Também já visitei este museu e escrevi um post sobre ele http://umaespeciedemim.blogspot.com/2008/01/o-neo-realismo-no-museu.html
Gostei bastante. Não sei bem se é por se debruçar sobre um período mais recente da nossa História, ou se por fazer alusão a pessoas relacionadas com outras que conheço, ou por recordar algumas vivências lá apresentadas. Ou por tudo.
Bjs
Também já visitei, em Março, o Museu do Neo-realismo, que merece de facto ser visitado. Pelo que se revive. Pelo que se aprende.

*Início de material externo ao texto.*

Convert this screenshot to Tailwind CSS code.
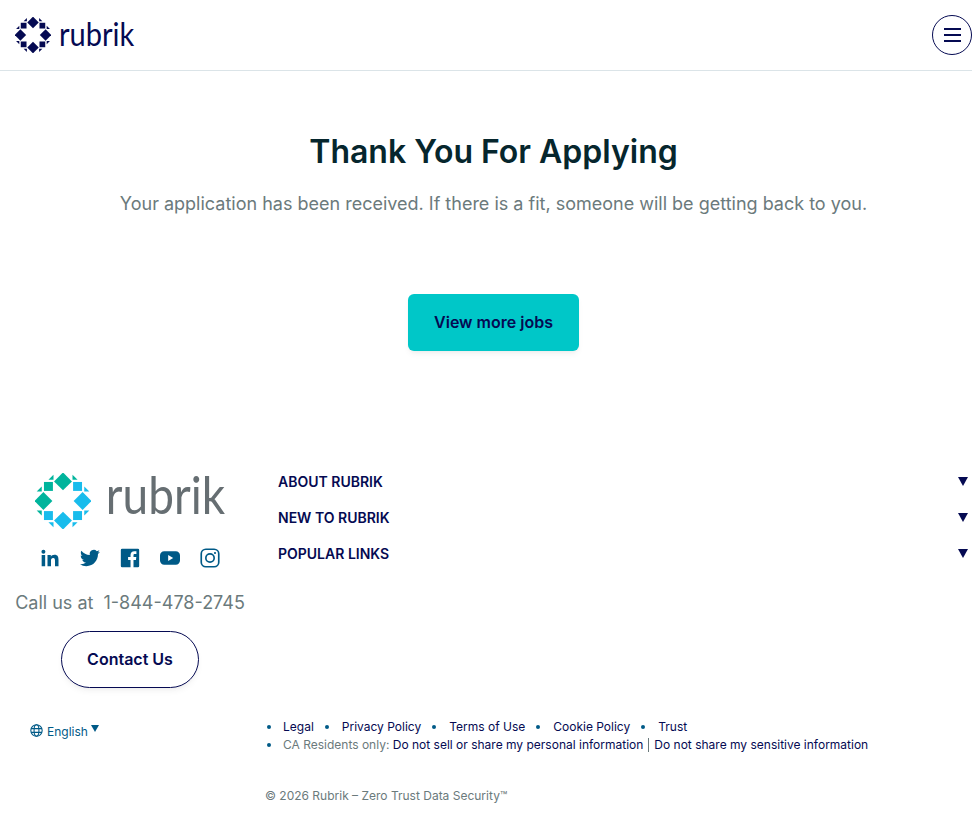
<!DOCTYPE html>
<html lang="en">
  <head>
    <meta charset="UTF-8" />
    <meta name="viewport" content="width=device-width, initial-scale=1.0" />
    <title>Thank You For Applying</title>
    <script src="https://cdn.jsdelivr.net/npm/@tailwindcss/browser@4"></script>
  </head>
  <body class="bg-white font-['Inter',sans-serif] h-[828px] overflow-hidden">
    <!-- Header -->
    <header class="h-[71px] border-b border-[#dbe4e8] flex items-center justify-between pl-[15px]">
      <a href="#" class="flex items-center text-[#050a52]">
        <svg class="w-[36px] h-[36px] mt-[-1px]" viewBox="0 0 100 100" fill="currentColor">
          <path d="M50 -1 66 15 50 31 34 15Z" />
          <path d="M50 69 66 85 50 101 34 85Z" />
          <path d="M-1 50 15 34 31 50 15 66Z" />
          <path d="M69 50 85 34 101 50 85 66Z" />
          <path d="M16 16H32V32H16Z" />
          <path d="M68 16H84V32H68Z" />
          <path d="M16 68H32V84H16Z" />
          <path d="M68 68H84V84H68Z" />
          <path d="M33 3 33 12 24 12Z" />
          <path d="M67 3 76 12 67 12Z" />
          <path d="M3 33 12 24 12 33Z" />
          <path d="M97 33 88 33 88 24Z" />
          <path d="M3 67 12 67 12 76Z" />
          <path d="M97 67 88 76 88 67Z" />
          <path d="M33 97 24 88 33 88Z" />
          <path d="M67 97 67 88 76 88Z" />
        </svg>
        <span class="font-['Lato',sans-serif] text-[29px] leading-none ml-[8px] mt-[-5px] scale-y-[1.14]">rubrik</span>
      </a>
      <button class="w-[40px] h-[40px] rounded-full border border-[#050a52] flex flex-col items-center justify-center gap-[4px] mt-[-1px]">
        <span class="block w-[17px] h-[2px] bg-[#050a52]"></span>
        <span class="block w-[17px] h-[2px] bg-[#050a52]"></span>
        <span class="block w-[17px] h-[2px] bg-[#050a52]"></span>
      </button>
    </header>

    <!-- Confirmation -->
    <main class="pl-[15px] flex flex-col items-center">
      <h1 class="text-[32px] leading-[40px] font-semibold text-[#06262d] mt-[61px]">Thank You For Applying</h1>
      <p class="text-[18px] leading-[28px] text-[#6b7a7c] mt-[18px]">Your application has been received. If there is a fit, someone will be getting back to you.</p>
      <a href="#" class="mt-[76px] w-[171px] h-[57px] pb-[2px] rounded-[6px] bg-[#00c7c8] text-[#050a52] text-[16px] font-semibold flex items-center justify-center shadow-md shadow-black/5">View more jobs</a>
    </main>

    <!-- Footer -->
    <footer class="mt-[122px]">
      <div class="flex">
        <div class="w-[260px] flex flex-col items-center">
          <div class="flex items-center">
            <svg class="w-[56px] h-[56px]" viewBox="0 0 100 100">
              <g fill="#00b49c">
                <path d="M50 -1 66 15 50 31 34 15Z" />
                <path d="M-1 50 15 34 31 50 15 66Z" />
                <path d="M16 16H32V32H16Z" />
                <path d="M33 3 33 12 24 12Z" />
                <path d="M3 33 12 24 12 33Z" />
                <path d="M67 3 76 12 67 12Z" />
                <path d="M3 67 12 67 12 76Z" />
              </g>
              <g fill="#18bcec">
                <path d="M50 69 66 85 50 101 34 85Z" />
                <path d="M69 50 85 34 101 50 85 66Z" />
                <path d="M68 16H84V32H68Z" />
                <path d="M16 68H32V84H16Z" />
                <path d="M68 68H84V84H68Z" />
                <path d="M97 33 88 33 88 24Z" />
                <path d="M97 67 88 76 88 67Z" />
                <path d="M33 97 24 88 33 88Z" />
                <path d="M67 97 67 88 76 88Z" />
              </g>
            </svg>
            <span class="font-['Lato',sans-serif] text-[46px] leading-none text-[#666e72] ml-[15px] mt-[-12px] scale-y-[1.14]">rubrik</span>
          </div>
          <div class="flex items-center gap-[20px] mt-[19px] text-[#005a87]">
            <svg class="w-[20px] h-[20px]" viewBox="0 0 24 24" fill="currentColor"><path d="M2 8.500h4.200V22H2ZM4.100 2a2.400 2.400 0 1 1 0 4.800 2.400 2.400 0 0 1 0-4.800ZM9 8.500h4v1.900c.7-1.200 2.200-2.200 4.300-2.200 4.200 0 4.900 2.700 4.900 6.300V22H18v-6.600c0-1.600 0-3.500-2.200-3.500s-2.600 1.700-2.600 3.400V22H9Z" /></svg>
            <svg class="w-[20px] h-[20px]" viewBox="0 0 24 24" fill="currentColor"><path d="M23.950 4.570a10 10 0 0 1-2.820.770 4.960 4.960 0 0 0 2.160-2.720c-.950.550-2 .950-3.130 1.180a4.920 4.920 0 0 0-8.380 4.480C7.690 8.090 4.070 6.130 1.640 3.160a4.820 4.820 0 0 0-.660 2.470c0 1.710.870 3.210 2.190 4.100a4.900 4.900 0 0 1-2.230-.620v.060a4.920 4.920 0 0 0 3.950 4.830 5 5 0 0 1-2.210.080 4.940 4.940 0 0 0 4.600 3.420A9.870 9.870 0 0 1 0 19.540a14 14 0 0 0 7.560 2.210c9.050 0 14-7.500 14-13.980 0-.210 0-.420-.020-.630a9.940 9.940 0 0 0 2.410-2.570Z" /></svg>
            <svg class="w-[20px] h-[20px]" viewBox="0 0 24 24" fill="currentColor"><path d="M2.500 1h19A1.500 1.500 0 0 1 23 2.500v19a1.500 1.500 0 0 1-1.500 1.500H16.200v-8.700h2.900l.45-3.400H16.200V8.700c0-1 .3-1.650 1.700-1.650h1.800V4c-.3 0-1.400-.13-2.650-.13-2.600 0-4.400 1.600-4.400 4.500v2.530H9.700v3.400h2.950V23H2.500A1.500 1.500 0 0 1 1 21.500v-19A1.500 1.500 0 0 1 2.500 1Z" /></svg>
            <svg class="w-[20px] h-[20px]" viewBox="0 0 24 24" fill="currentColor"><path d="M5 4h14a5 5 0 0 1 5 5v6a5 5 0 0 1-5 5H5a5 5 0 0 1-5-5V9a5 5 0 0 1 5-5Zm4.800 4.500v7l6-3.500Z" /></svg>
            <svg class="w-[20px] h-[20px]" viewBox="0 0 24 24" fill="none" stroke="currentColor" stroke-width="2"><rect x="1.500" y="1.500" width="21" height="21" rx="5.500" /><circle cx="12" cy="12" r="5" /><circle cx="18" cy="6" r="1.300" fill="currentColor" stroke="none" /></svg>
          </div>
          <p class="text-[18px] leading-[24px] text-[#6b7a7c] mt-[23px]">Call us at&nbsp; 1-844-478-2745</p>
          <a href="#" class="mt-[16px] w-[138px] h-[57px] pb-[2px] rounded-full border border-[#050a52] text-[#050a52] text-[16px] font-semibold flex items-center justify-center shadow-md shadow-black/5">Contact Us</a>
        </div>
        <div class="flex-1 pl-[18px] pr-[4px] mt-[-10px]">
          <div class="h-[36px] flex items-center justify-between text-[14px] font-semibold text-[#050a52]"><span>ABOUT RUBRIK</span><span class="w-0 h-0 border-x-[5px] border-x-transparent border-t-[9px] border-t-[#050a52]"></span></div>
          <div class="h-[36px] flex items-center justify-between text-[14px] font-semibold text-[#050a52]"><span>NEW TO RUBRIK</span><span class="w-0 h-0 border-x-[5px] border-x-transparent border-t-[9px] border-t-[#050a52]"></span></div>
          <div class="h-[36px] flex items-center justify-between text-[14px] font-semibold text-[#050a52]"><span>POPULAR LINKS</span><span class="w-0 h-0 border-x-[5px] border-x-transparent border-t-[9px] border-t-[#050a52]"></span></div>
        </div>
      </div>

      <div class="flex mt-[30px]">
        <div class="w-[266px] pl-[30px] pt-[5px] flex items-start text-[12px] leading-[18px] text-[#005a87]">
          <svg class="w-[13px] h-[13px] mt-[1px] mr-[4px]" viewBox="0 0 24 24" fill="none" stroke="currentColor" stroke-width="2"><circle cx="12" cy="12" r="10.500" /><ellipse cx="12" cy="12" rx="4.500" ry="10.500" /><path d="M2 8.500h20M2 15.500h20" /></svg>
          <span>English</span>
          <span class="w-0 h-0 ml-[3px] mt-[2px] border-x-[4px] border-x-transparent border-t-[7px] border-t-[#005a87]"></span>
        </div>
        <div class="text-[12px] leading-[18px] text-[#050a52]">
          <div class="flex items-center">
            <span class="w-[4px] h-[4px] rounded-full bg-[#005a87] ml-[1px] mr-[12px]"></span><a href="#">Legal</a>
            <span class="w-[4px] h-[4px] rounded-full bg-[#005a87] ml-[11px] mr-[13px]"></span><a href="#">Privacy Policy</a>
            <span class="w-[4px] h-[4px] rounded-full bg-[#005a87] ml-[11px] mr-[13px]"></span><a href="#">Terms of Use</a>
            <span class="w-[4px] h-[4px] rounded-full bg-[#005a87] ml-[11px] mr-[13px]"></span><a href="#">Cookie Policy</a>
            <span class="w-[4px] h-[4px] rounded-full bg-[#005a87] ml-[11px] mr-[13px]"></span><a href="#">Trust</a>
          </div>
          <div class="flex items-center">
            <span class="w-[4px] h-[4px] rounded-full bg-[#005a87] ml-[1px] mr-[12px]"></span>
            <span class="text-[#6b7a7c]">CA Residents only:&nbsp;</span><a href="#">Do not sell or share my personal information</a>
            <span class="w-px h-[14px] bg-[#6b7a7c] mx-[5px]"></span><a href="#">Do not share my sensitive information</a>
          </div>
        </div>
      </div>

      <p class="pl-[265px] mt-[33px] text-[12px] leading-[18px] text-[#6b7a7c]">© 2026 Rubrik – Zero Trust Data Security™</p>
    </footer>
  </body>
</html>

Na altura estava lá uma exposição de José Dias Coelho, não sei se se mantém...
Um abraço
Em Portugal, de uma forma geral, sinto-me só, na imensa solidão, que os equipamentos culturais apresentam. Todavia, o meu egoísmo, faz com que aprecie essa solidão.Não conheço este museu, mas fiquei com vontade...
A base ideológica deste movimento confere-lhe força, realismo, vida...porque afinal, é da vida que se trata!O "Almoço do Trolha" faz parte de vidas.
Gostaria de ter vivido até à segunda metade do século XX, em termos artísticos e culturais. Havia ousadia... no meio de tanta atemporalidade.